If this sounds familiar, it’s because it should. Gaming disorder is not much different than other addictions ranging from drugs to gambling, Poznyak said. But this does not mean that everyone who goes on a video game bender from time to time is to be considered a gaming addict. In fact, “Millions of gamers around the world, even when it comes to the intense gaming, would never qualify as people suffering from gaming disorder,” Poznyak said.

The Gaming Industry Is Huge

As it stands, there are more than 2 billion people across the globe playing video games. It is a pastime that has garnered the attention, for better or worse, of around two-thirds of the United States population, according to the Entertainment Software Association.

A recent Global Games Market Report shows the ravenous appetite for gaming is set to generate over $137 billion in 2018 – not including gaming consoles. This represents a more than 13 percent increase from last year. And there is no sign of a slow down. The report shows that game revenues could hit $180 billion by 2021. To put this into perspective, drug users in the United States spend approximately $100 billion every year.

But Is Video Game Addiction Is As Strong As Drug Addiction?

Considering the upswing in gaming revenues, it makes sense that some mental health professionals have compared addictions to technology to hard drugs.

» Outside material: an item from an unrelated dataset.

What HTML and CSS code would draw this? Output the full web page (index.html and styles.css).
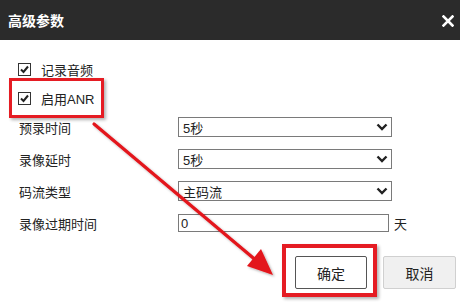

Last year, a report showed that some people (mostly children) were being entered into “digital technology” treatment programs to break their junkie mentalities. Seriously, there are now rehabilitation centers popping up in some states dedicated to caring for Smartphone addicts.

Most addiction experts say it does not matter whether it is drugs or video games — addiction is addiction.

“When people tend to look at addiction, their eyes tend to be on the substance or thing—but really it’s a pattern of behavior that can manifest itself in a number of different ways,” treatment specialist Mandy Saligari said in an interview with The Independent.

Some mental health pros argue that the situation with video game addiction is only getting worse.

“I have patients who come in suffering from an addiction to Candy Crush Saga, and they’re substantially similar to people who come in with a cocaine disorder,” Dr. Levounis told the NYT. “Their lives are ruined, their interpersonal relationships suffer, their physical condition suffers.”

Although some studies have shown that around 9 percent of young gamers become addicted, not all mental health experts are buying into all of this gaming disorder business. Some say that excessive video game use is really just a coping mechanism for issues like anxiety and depression. But once those issues are dealt with, video game time has a tendency to decline in those self-proclaimed gaming addicts who seek treatment for this condition.

But here’s the kicker. Even with “gaming disorder” being considered a legitimate mental health issue, this does not mean those afflicted with the condition are going to start getting better. It seems that while psychologists and therapists might be quick to take a patient’s money in exchange for gaming addiction treatment, they are just flying by the seat of their pants. There are no guidelines for handling people diagnosed with this disorder.

“We don’t know how to treat gaming disorder,” Nancy Petry, a psychology professor and addiction professional at the University of Connecticut, told the NYT. “It’s such a new condition and phenomenon.”